# Given instruction:
Print word for word the first line of the listing below and every line after it, through the line with "const activeTab = 3;". Leave out the pictures and the rest.
>> START Data excerpt
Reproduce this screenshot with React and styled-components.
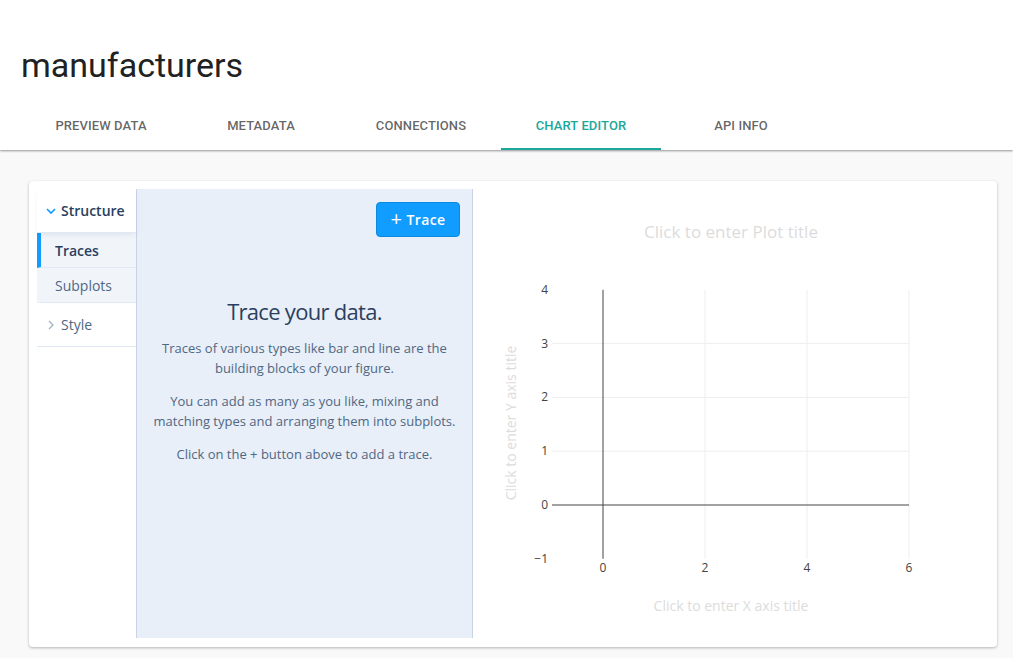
import React from "react";
import styled, { createGlobalStyle } from "styled-components";

const GlobalStyle = createGlobalStyle`
  html, body {
    margin: 0;
    padding: 0;
    background: #f9f9f9;
    font-family: Roboto, "Liberation Sans", sans-serif;
  }
  * {
    box-sizing: border-box;
  }
`;

const tabs = ["Preview Data", "Metadata", "Connections", "Chart Editor", "API Info"];
const activeTab = 3;

const App = () => {
  return (
    <Page>
      <GlobalStyle />
      <Header>
        <Title>manufacturers</Title>
        <TabBar>
          {tabs.map((t, i) => (
            <Tab key={t} $active={i === activeTab}>
              {t}
            </Tab>
          ))}
        </TabBar>
      </Header>
      <Content>
        <Card>
          <Sidebar>
            <GroupHeader $open>
              <svg width="12" height="8" viewBox="0 0 12 8">
                <polyline
                  points="2,2 6,6 10,2"
                  fill="none"
                  stroke="#119dff"
                  strokeWidth="1.7"
                />
              </svg>
              Structure
            </GroupHeader>
            <NavItem $active>Traces</NavItem>
            <NavItem>Subplots</NavItem>
            <GroupHeader>
              <svg width="12" height="12" viewBox="0 0 12 12">
                <polyline
                  points="4,2 8,6 4,10"
                  fill="none"
                  stroke="#a2b1c6"
                  strokeWidth="1.3"
                />
              </svg>
              Style
            </GroupHeader>
          </Sidebar>
          <Panel>
            <PanelTop>
              <AddButton>
                <span>+</span> Trace
              </AddButton>
            </PanelTop>
            <Empty>
              <EmptyTitle>Trace your data.</EmptyTitle>
              <EmptyText>
                Traces of various types like bar and line are the building
                blocks of your figure.
              </EmptyText>
              <EmptyText>
                You can add as many as you like, mixing and matching types and
                arranging them into subplots.
              </EmptyText>
              <EmptyText>Click on the + button above to add a trace.</EmptyText>
            </Empty>
          </Panel>
          <PlotArea>
            <Chart />
          </PlotArea>
        </Card>
      </Content>
    </Page>
  );
};

const xs = [0, 2, 4, 6];
const ys = [4, 3, 2, 1, 0, -1];
const xPos = (v) => 130 + v * 51;
const yPos = (v) => 316 - v * 53.8;

const Chart = () => (
  <svg width="516" height="449" viewBox="0 0 516 449">
    <g fontFamily="'Open Sans', sans-serif">
      <text x="258" y="49" textAnchor="middle" fontSize="17" fill="#dcdcdc">
        Click to enter Plot title
      </text>
      {[1, 2, 3].map((v) => (
        <line key={v} x1="79" x2="436" y1={yPos(v)} y2={yPos(v)} stroke="#eee" />
      ))}
      {[2, 4, 6].map((v) => (
        <line key={v} x1={xPos(v)} x2={xPos(v)} y1={yPos(4)} y2={yPos(-1)} stroke="#eee" />
      ))}
      <line x1={xPos(0)} x2={xPos(0)} y1={yPos(4)} y2={yPos(-1)} stroke="#444" />
      <line x1="79" x2="436" y1={yPos(0)} y2={yPos(0)} stroke="#444" />
      {ys.map((v) => (
        <text key={v} x="75" y={yPos(v) + 4} textAnchor="end" fontSize="12" fill="#444">
          {v < 0 ? "\u2212" + Math.abs(v) : v}
        </text>
      ))}
      {xs.map((v) => (
        <text key={v} x={xPos(v)} y="383" textAnchor="middle" fontSize="12" fill="#444">
          {v}
        </text>
      ))}
      <text x="258" y="422" textAnchor="middle" fontSize="14" fill="#dcdcdc">
        Click to enter X axis title
      </text>
      <text
        x="0"
        y="0"
        transform="translate(43 234) rotate(-90)"
        textAnchor="middle"
        fontSize="14"
        fill="#dcdcdc"
      >
        Click to enter Y axis title
      </text>
    </g>
  </svg>
);

const Page = styled.div`
  min-height: 658px;
  background: #f9f9f9;
`;

const Header = styled.header`
  background: #fff;
  box-shadow: 0 1px 2px rgba(0, 0, 0, 0.4);
  position: relative;
  z-index: 1;
`;

const Title = styled.h1`
  margin: 0;
  padding: 45px 21px 16px;
  font-size: 34px;
  font-weight: 400;
  line-height: 41px;
  color: #212121;
`;

const TabBar = styled.nav`
  display: flex;
  padding-left: 21px;
  height: 48px;
`;

const Tab = styled.div`
  width: 160px;
  display: flex;
  align-items: center;
  justify-content: center;
  padding-top: 1px;
  font-size: 13px;
  font-weight: 500;
  text-transform: uppercase;
  letter-spacing: 0.1px;
  color: ${(p) => (p.$active ? "#1ba89b" : "rgba(0, 0, 0, 0.62)")};
  border-bottom: 2px solid ${(p) => (p.$active ? "#1ba89b" : "transparent")};
`;

const Content = styled.main`
  padding: 31px 16px 11px 29px;
`;

const Card = styled.section`
  width: 968px;
  height: 466px;
  background: #fff;
  border-radius: 4px;
  box-shadow: 0 1px 3px rgba(0, 0, 0, 0.28);
  padding: 8px 8px 9px;
  display: flex;
  font-family: "Open Sans", sans-serif;
`;

const Sidebar = styled.aside`
  width: 99px;
  flex-shrink: 0;
  display: flex;
  flex-direction: column;
`;

const GroupHeader = styled.div`
  height: 44px;
  display: flex;
  align-items: center;
  gap: 4px;
  padding-left: 8px;
  font-size: 14px;
  font-weight: ${(p) => (p.$open ? 600 : 400)};
  color: ${(p) => (p.$open ? "#2a3f5f" : "#506784")};
  border-bottom: 1px solid #dfe8f3;
  box-shadow: ${(p) => (p.$open ? "0 3px 6px -2px rgba(42, 63, 95, 0.12)" : "none")};
  position: relative;
  z-index: ${(p) => (p.$open ? 1 : 0)};
`;

const NavItem = styled.div`
  height: 35px;
  display: flex;
  align-items: center;
  padding-left: 14px;
  font-size: 14px;
  background: #f1f5fa;
  border-bottom: 1px solid #dfe8f3;
  border-left: 4px solid ${(p) => (p.$active ? "#119dff" : "transparent")};
  font-weight: ${(p) => (p.$active ? 600 : 400)};
  color: ${(p) => (p.$active ? "#2a3f5f" : "#506784")};
`;

const Panel = styled.div`
  width: 337px;
  flex-shrink: 0;
  background: #e8eff8;
  border-left: 1px solid #c8d4e3;
  border-right: 1px solid #c8d4e3;
  display: flex;
  flex-direction: column;
`;

const PanelTop = styled.div`
  display: flex;
  justify-content: flex-end;
  padding: 13px 12px 0;
`;

const AddButton = styled.button`
  height: 35px;
  width: 84px;
  background: #119dff;
  border: 1px solid #0d89e0;
  border-radius: 4px;
  color: #fff;
  font-family: "Open Sans", sans-serif;
  font-size: 14px;
  font-weight: 600;
  letter-spacing: 0.4px;
  display: flex;
  align-items: center;
  justify-content: center;
  gap: 4px;
  padding: 0;

  span {
    font-size: 20px;
    font-weight: 400;
    line-height: 1;
    margin-top: -2px;
  }
`;

const Empty = styled.div`
  padding: 59px 10px 0;
  text-align: center;
`;

const EmptyTitle = styled.h2`
  margin: 0 0 12px;
  font-size: 22px;
  font-weight: 400;
  letter-spacing: -0.7px;
  line-height: 30px;
  color: #2a3f5f;
`;

const EmptyText = styled.p`
  margin: 0 0 13px;
  font-size: 13px;
  line-height: 20px;
  color: #506784;
`;

const PlotArea = styled.div`
  flex: 1;
  background: #fff;
`;

export default App;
>> END Data excerpt
# Reply to the task:
Reproduce this screenshot with React and styled-components.
import React from "react";
import styled, { createGlobalStyle } from "styled-components";

const GlobalStyle = createGlobalStyle`
  html, body {
    margin: 0;
    padding: 0;
    background: #f9f9f9;
    font-family: Roboto, "Liberation Sans", sans-serif;
  }
  * {
    box-sizing: border-box;
  }
`;

const tabs = ["Preview Data", "Metadata", "Connections", "Chart Editor", "API Info"];
const activeTab = 3;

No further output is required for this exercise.